The provisions of this Section shall not supersede or otherwise
affect any agreement that Nuveen and St. Xxxx Travelers may otherwise have for
the allocation of such expenses among themselves.
9. Indemnity. (a) Nuveen agrees to indemnify and hold harmless the
Mandatory Issuer, each Underwriter, each person, if any, who controls the
Mandatory Issuer or any Underwriter within the meaning of either Section 15 of
the Securities Act or Section 20 of the Exchange Act and each affiliate of the
Mandatory Issuer or any Underwriter within the meaning of Rule 405 under the
Securities Act from and against any and all losses, claims, damages and
liabilities (including, without limitation, any legal or other expenses
reasonably incurred in connection with defending or investigating any such
action or claim), as incurred, caused by any untrue statement or alleged
untrue statement of a material fact contained in the Nuveen Registration
Statement or any amendment thereof, any Nuveen preliminary prospectus or the
Nuveen Prospectus or any amendment or supplement thereto, or caused by any
omission or alleged omission to state therein a material fact required to be
stated therein or necessary to make the statements therein not misleading,
except insofar as such losses, claims, damages or liabilities are caused by
any such untrue statement or omission or alleged untrue statement or omission
based upon (i) information relating to any Underwriter, the Mandatory Issuer
or the Forward Counterparty furnished to Nuveen in writing by such
Underwriter, Mandatory Issuer or Forward Counterparty expressly for use
therein, or (ii) the Selling Stockholder Information; provided, however, that
the foregoing indemnity agreement with respect to any Nuveen preliminary
prospectus shall not inure to the benefit of either Underwriter from whom the
person asserting any such losses, claims, damages or liabilities purchased
Securities or Nuveen Class A Shares, or any person controlling such
Underwriter or affiliate of such Underwriter within the meaning of Rule 405 of
the Securities Act, if a copy of the Nuveen Prospectus (as then amended or
supplemented if Nuveen shall have furnished any amendments or supplements
thereto) was not sent or given by or
23
on behalf of such Underwriter to such person, if required by law so to have
been delivered, at or prior to the written confirmation of the sale of the
Securities or Nuveen Class A Shares to such person, and if the Nuveen
Prospectus (as so amended or supplemented) would have cured the defect giving
rise to such losses, claims, damages or liabilities, unless such failure is
the result of noncompliance by Nuveen with Section 7(a) hereof.
(b) St.

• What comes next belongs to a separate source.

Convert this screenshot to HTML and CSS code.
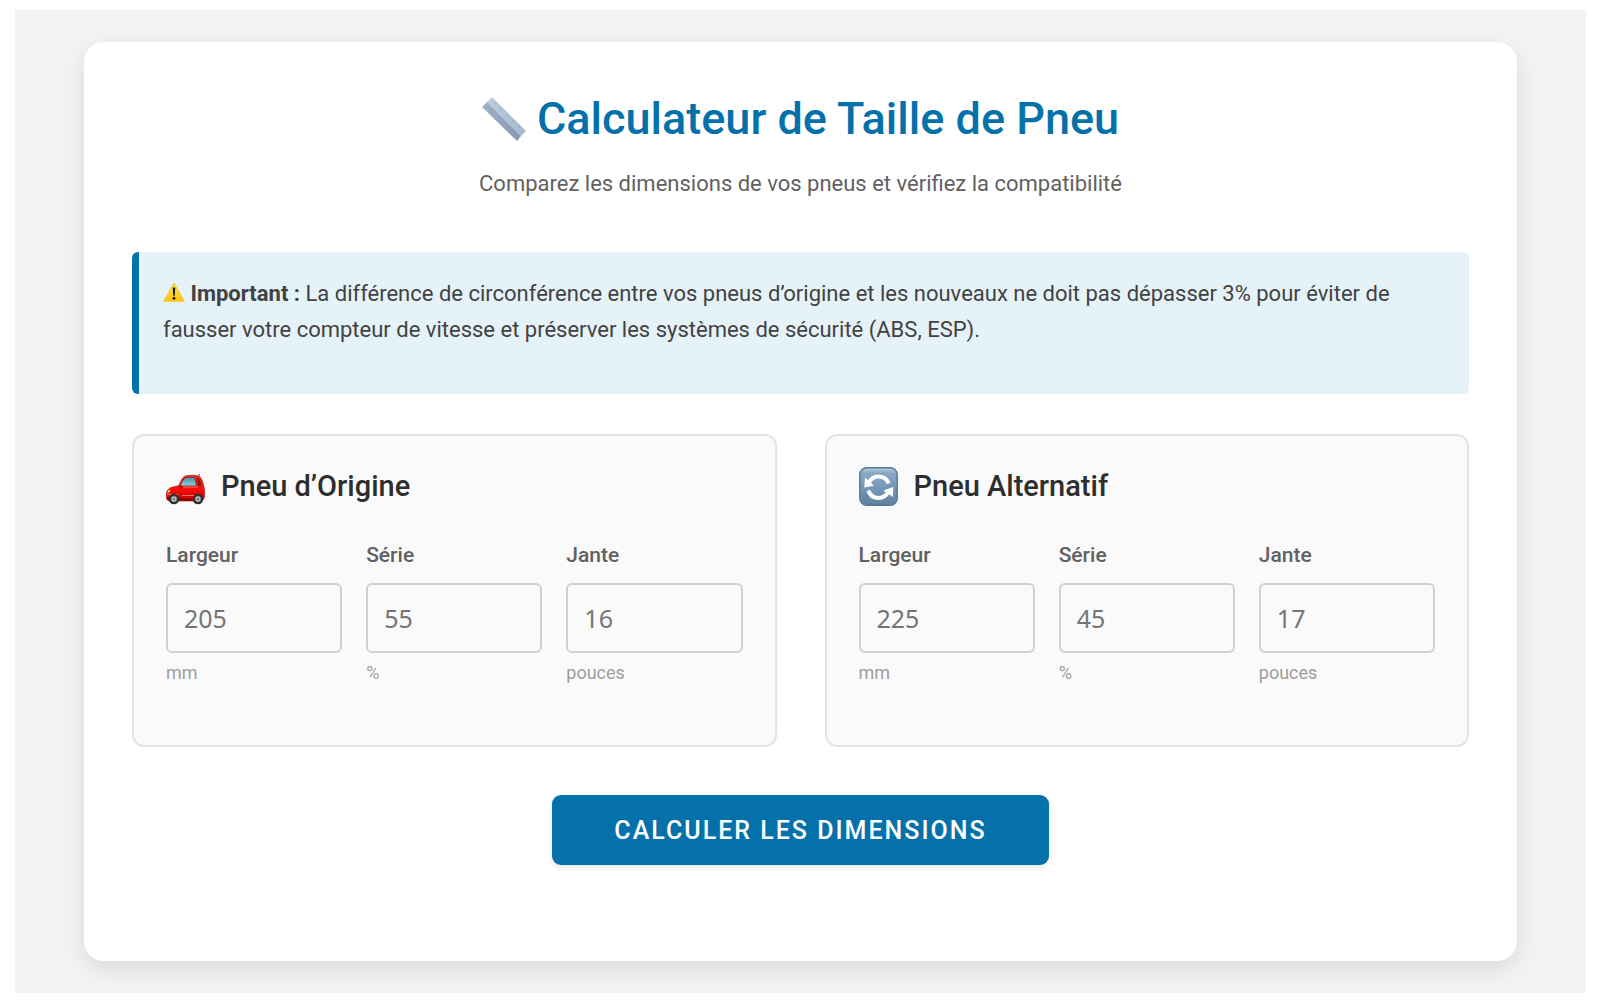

Xxxx Travelers agrees to indemnify and hold harmless the
Mandatory Issuer, each Underwriter, each person, if any, who controls the
Mandatory Issuer or any Underwriter within the meaning of either Section 15 of
the Securities Act or Section 20 of the Exchange Act and each affiliate of the
Mandatory Issuer or any Underwriter within the meaning of Rule 405 under the
Securities Act from and against any and all losses, claims, damages and
liabilities (including, without limitation, any legal or other expenses
reasonably incurred in connection with defending or investigating any such
action or claim), as incurred, caused by any untrue statement or alleged
untrue statement of a material fact contained in the Nuveen Registration
Statement or any amendment thereof, any Nuveen preliminary prospectus or the
Nuveen Prospectus or any amendment or supplement thereto, or caused by any
omission or alleged omission to state therein a material fact required to be
stated therein or necessary to make the statements therein not misleading, but
only with reference to the Selling Stockholder Information; provided, however,
that the foregoing indemnity agreement shall not cover any such losses,
claims, damages or liabilities as are caused by any such untrue statement or
omission or alleged untrue statement or omission based upon information
relating to any Underwriter, the Mandatory Issuer or Forward Counterparty
furnished to Nuveen in writing by such Underwriter, the Mandatory Issuer or
Forward Counterparty expressly for use therein; and provided further, however,
that the foregoing indemnity agreement with respect to any Nuveen preliminary
prospectus shall not inure to the benefit of either Underwriter from whom the
person asserting any such losses, claims, damages or liabilities purchased
Securities or Nuveen Class A Shares, or any person controlling such
Underwriter or affiliate of such Underwriter within the meaning of Rule 405 of
the Securities Act, if a copy of the Nuveen Prospectus (as then amended or
supplemented if Nuveen shall have furnished any amendments or supplements
thereto) was not sent or given by or on behalf of such Underwriter to such
person, if required by law so to have been delivered, at or prior to the
written confirmation of the sale of the Securities or Nuveen Class A Shares to
such person, and if the Nuveen Prospectus (as so amended or supplemented)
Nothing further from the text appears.